On Friday morning, I’m setting off to the second week-long residential course block for my Buddhist psychotherapy training with the Amida Trust.
I’m still seeking space.
The internet is very clever at filling in my space. There are always emails arriving, blog posts to be written, comments to reply to, Amazon rankings to check. I leave it on when I’m downstairs reading, and pop upstairs every so often to see what’s happening on Facebook. I know, it’s tragic.
My friend Lynsey challenged me to leave my laptop at home when I go away. LEAVE IT AT HOME? Was she mad? I could keep it under my bed like I did last time, and check my email at lunch times. I could keep on top of everything. I could stay ‘plugged in’ to the world.
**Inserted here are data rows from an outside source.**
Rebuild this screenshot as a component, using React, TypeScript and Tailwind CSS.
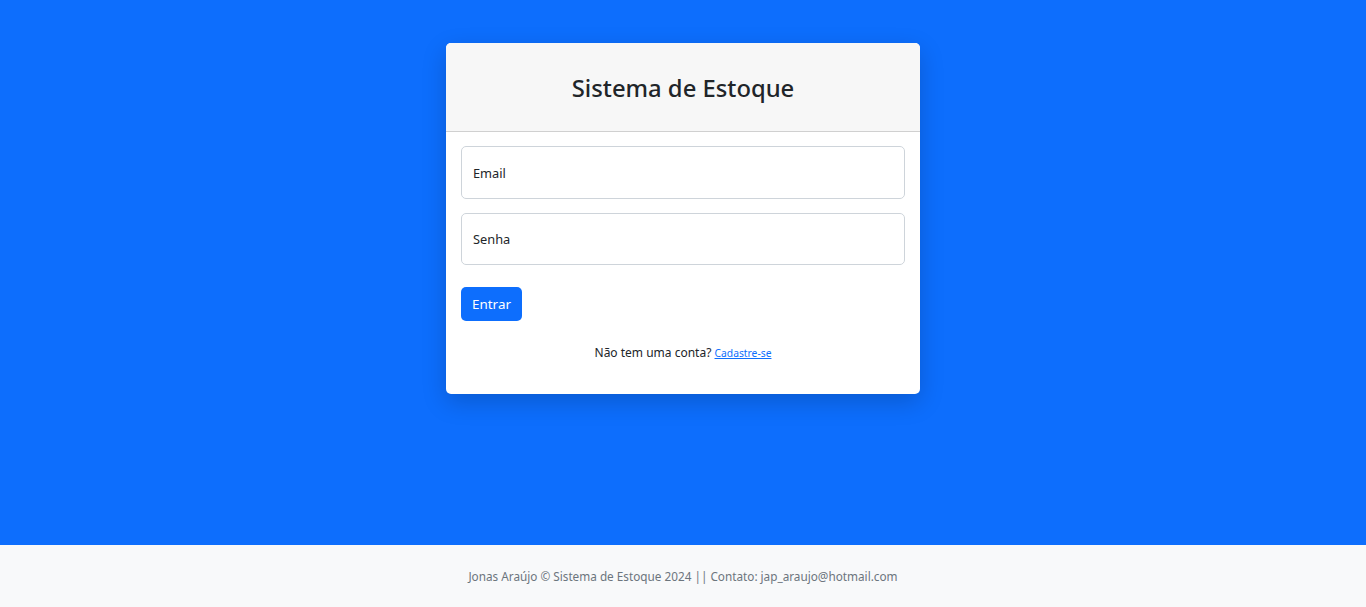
export default function App() {
  return (
    <div className="min-h-[607px] flex flex-col bg-[#0d6efd]" style={{ fontFamily: '"Noto Sans", "Open Sans", sans-serif' }}>
      <main className="flex-1 flex justify-center pt-[43px]">
        <div className="w-[474px] h-[351px] bg-white rounded-[5px] shadow-[0_8px_24px_rgba(0,0,0,0.18)] overflow-hidden flex flex-col">
          <div className="h-[89px] bg-[#f7f7f7] border-b border-[#d0d0d0] flex items-center justify-center pt-[3px]">
            <h3 className="text-[23.8px] font-medium text-[#212529] leading-none">Sistema de Estoque</h3>
          </div>
          <form className="px-[15px] pt-[14px] flex flex-col">
            <div className="h-[53px] border border-[#ced4da] rounded-[5px] flex items-center px-[11px] text-[12.8px] text-[#212529] pt-[2px]">
              Email
            </div>
            <div className="mt-[14px] h-[52px] border border-[#ced4da] rounded-[5px] flex items-center px-[11px] text-[12.8px] text-[#212529] pt-[1px]">
              Senha
            </div>
            <div className="mt-[22px]">
              <button type="button" className="h-[34px] w-[61px] bg-[#0d6efd] text-white text-[13.4px] rounded-[5px]">Entrar</button>
            </div>
            <p className="mt-[23px] text-center text-[12px] text-[#212529]">
              Não tem uma conta? <a href="#" className="text-[10.3px] text-[#0d6efd] underline">Cadastre-se</a>
            </p>
          </form>
        </div>
      </main>
      <footer className="h-[62px] bg-[#f8f9fa] flex items-center justify-center text-[11.75px] text-[#6c757d] pt-[1px]">
        Jonas Araújo © Sistema de Estoque 2024 || Contato: jap_araujo@hotmail.com
      </footer>
    </div>
  )
}
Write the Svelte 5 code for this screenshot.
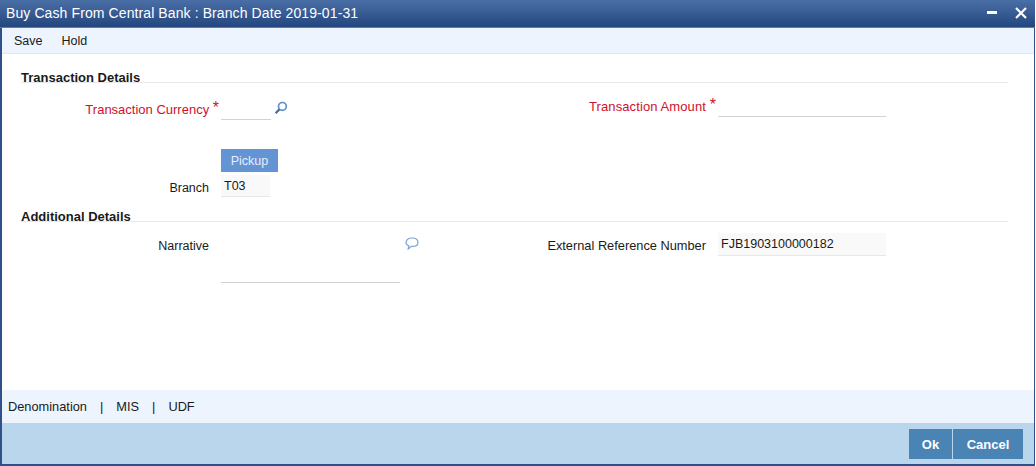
<script>
  let currency = ''
  let amount = ''
  let branch = 'T03'
  let narrative = ''
  let extRef = 'FJB1903100000182'
</script>

<div class="window">
  <header class="titlebar">
    <span class="title">Buy Cash From Central Bank : Branch Date 2019-01-31</span>
    <div class="win-btns">
      <svg width="12" height="12" viewBox="0 0 12 12"><rect x="1" y="4" width="10" height="3" fill="#fff" /></svg>
      <svg width="12" height="12" viewBox="0 0 12 12"><path d="M1 1 L11 11 M11 1 L1 11" stroke="#fff" stroke-width="2.2" /></svg>
    </div>
  </header>

  <nav class="toolbar">
    <span>Save</span>
    <span>Hold</span>
  </nav>

  <main class="body">
    <div class="legend first"><span>Transaction Details</span></div>

    <div class="row row-top">
      <div class="field left currency">
        <label class="req" for="ccy">Transaction Currency <b>*</b></label>
        <input id="ccy" class="short" bind:value={currency} />
        <svg class="lookup" width="14" height="14" viewBox="0 0 14 14">
          <circle cx="8.4" cy="5.4" r="3.9" fill="none" stroke="#5f8fc8" stroke-width="1.7" />
          <path d="M5.4 8.4 L1.6 12.2" stroke="#3f6fa8" stroke-width="2.2" />
        </svg>
      </div>
      <div class="field right">
        <label class="req amount" for="amt">Transaction Amount <b>*</b></label>
        <input id="amt" class="wide" bind:value={amount} />
      </div>
    </div>

    <div class="pickup-row">
      <button class="pickup">Pickup</button>
    </div>
    <div class="field left branch">
      <label for="branch">Branch</label>
      <input id="branch" class="short ro" readonly bind:value={branch} />
    </div>

    <div class="legend second"><span>Additional Details</span></div>

    <div class="row details">
      <div class="field left narrative">
        <label for="narr">Narrative</label>
        <textarea id="narr" bind:value={narrative}></textarea>
        <svg class="comment" width="14" height="13" viewBox="0 0 14 13">
          <path d="M7 1 C10.4 1 13 2.7 13 5.4 C13 8 10.4 9.4 7.4 9.4 L6.4 9.4 L3.2 12 L3.8 8.7 C2 8.1 1 6.9 1 5.4 C1 2.7 3.6 1 7 1 Z" fill="none" stroke="#7da3d6" stroke-width="1.2" />
        </svg>
      </div>
      <div class="field right ext">
        <label for="ext">External Reference Number</label>
        <input id="ext" class="wide ro" readonly bind:value={extRef} />
      </div>
    </div>
  </main>

  <div class="tabs">
    <span>Denomination</span><i>|</i><span>MIS</span><i>|</i><span>UDF</span>
  </div>

  <footer class="actions">
    <button class="ok">Ok</button>
    <button class="cancel">Cancel</button>
  </footer>
</div>

<style>
  :global(body) {
    margin: 0;
    background: #fff;
  }

  .window {
    box-sizing: border-box;
    width: 1035px;
    height: 466px;
    display: flex;
    flex-direction: column;
    border-left: 2px solid #2f5188;
    border-right: 1px solid #2f5188;
    border-bottom: 2px solid #2f5188;
    font-family: "Liberation Sans", Arial, sans-serif;
    font-size: 12.5px;
    color: #1a1a1a;
    background: #fff;
  }

  .titlebar {
    height: 28px;
    flex: none;
    margin-left: -2px;
    margin-right: -1px;
    display: flex;
    align-items: center;
    justify-content: space-between;
    padding: 0 8px 2px 6px;
    box-sizing: border-box;
    background: linear-gradient(#4a6fa6, #24467f);
    border-bottom: 1px solid #5d7ba5;
    color: #fff;
    font-size: 14px;
    letter-spacing: 0.1px;
  }

  .win-btns {
    display: flex;
    gap: 17px;
    align-items: center;
  }

  .toolbar {
    height: 26px;
    flex: none;
    display: flex;
    align-items: center;
    gap: 19px;
    padding-left: 12px;
    box-sizing: border-box;
    background: #edf4fe;
    border-bottom: 1px solid #e3e6ea;
  }

  .body {
    flex: 1;
    min-height: 0;
  }

  .legend {
    margin: 0 26px 0 19px;
    height: 15px;
    border-bottom: 1px solid #e6e8ea;
    font-weight: bold;
    font-size: 13px;
    line-height: 22px;
    white-space: nowrap;
  }

  .legend.first {
    margin-top: 13px;
  }

  .legend.second {
    margin-top: 7px;
  }

  .row {
    display: flex;
  }

  .row-top {
    margin-top: 12px;
  }

  .details {
    margin-top: 11px;
  }

  .field {
    display: flex;
    align-items: flex-start;
  }

  .field.left {
    width: 502px;
  }

  .currency {
    margin-top: 3px;
  }

  .field label {
    display: block;
    text-align: right;
    white-space: nowrap;
    line-height: 23px;
    box-sizing: border-box;
  }

  .left label {
    width: 219px;
    padding-right: 12px;
  }

  .right label {
    width: 214px;
    padding-right: 12px;
  }

  .left label.req,
  .right label.req {
    padding-right: 2px;
    color: #d0102c;
    font-size: 13px;
  }

  .right label.amount {
    letter-spacing: 0.1px;
  }

  .req b {
    font-weight: normal;
    font-size: 16px;
    line-height: 12px;
    color: #d0102c;
    vertical-align: 1px;
  }

  input,
  textarea {
    display: block;
    box-sizing: border-box;
    border: none;
    border-bottom: 1px solid #d2d2d6;
    background: transparent;
    font: inherit;
    color: inherit;
    padding: 0 3px;
    margin: 0;
    outline: none;
    resize: none;
  }

  input {
    height: 22px;
  }

  .short {
    width: 50px;
  }

  .wide {
    width: 168px;
  }

  .ro {
    background: #f9f9f9;
    border-bottom-color: #e8e8e8;
  }

  .ext input {
    height: 23px;
  }

  .ext label {
    font-size: 12.8px;
    line-height: 26px;
  }

  .lookup {
    margin: 3px 0 0 3px;
  }

  .pickup-row {
    margin: 28px 0 0 219px;
  }

  .pickup {
    display: block;
    width: 57px;
    height: 23px;
    border: none;
    padding: 0;
    background: #6394d4;
    color: #e6eefa;
    font: inherit;
  }

  .branch {
    margin-top: 3px;
    height: 24px;
  }

  .branch input {
    width: 49px;
  }

  .branch label {
    line-height: 26px;
  }

  .narrative textarea {
    width: 179px;
    height: 50px;
  }

  .narrative label {
    line-height: 26px;
  }

  .comment {
    margin: 4px 0 0 5px;
  }

  .tabs {
    flex: none;
    height: 33px;
    display: flex;
    align-items: center;
    padding-left: 6px;
    box-sizing: border-box;
    background: #edf4fe;
    font-size: 12.8px;
  }

  .tabs i {
    font-style: normal;
    margin: 0 13px;
  }

  .actions {
    flex: none;
    height: 41px;
    display: flex;
    justify-content: flex-end;
    align-items: flex-start;
    gap: 1px;
    padding: 6px 11px 0 0;
    box-sizing: border-box;
    background: #bad6ed;
  }

  .actions button {
    height: 30px;
    border: none;
    padding: 0;
    background: #4a84b5;
    color: #fff;
    font: bold 13px "Liberation Sans", Arial, sans-serif;
  }

  .ok {
    width: 43px;
  }

  .cancel {
    width: 70px;
  }
</style>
She’s right, of course. Leaving it at home is the best gift I can give to myself right now. When I use the internet like that, I’m not plugging into the world, I’m pulling away. I’m avoiding what’s waiting for me in the spaces. The restlessness, the doubts, the insecurity. Who knows what else.
I hope I might find out next week. I’ll be surrounded by old friends and new, and Jodo, Sharry, Zen, and the fourth resident cat who’s name escapes me. I’ll be wearing big jumpers and sipping mint tea in the garden. I’ll be sitting as part of a group, looking at the faces of my fellow bombu human beings, and feeling safe.
When I return, I need to negotiate a different relationship with the internet. I’m not sure what it will look like, or how I’ll manage it, but I’m looking forward to a new chapter. Wish me luck.
Much gratitude again to the most wonderful whiskey river for finding the words (written by Annie Dillard this time) that say exactly what I want to say about myself. That’s what the best writers do.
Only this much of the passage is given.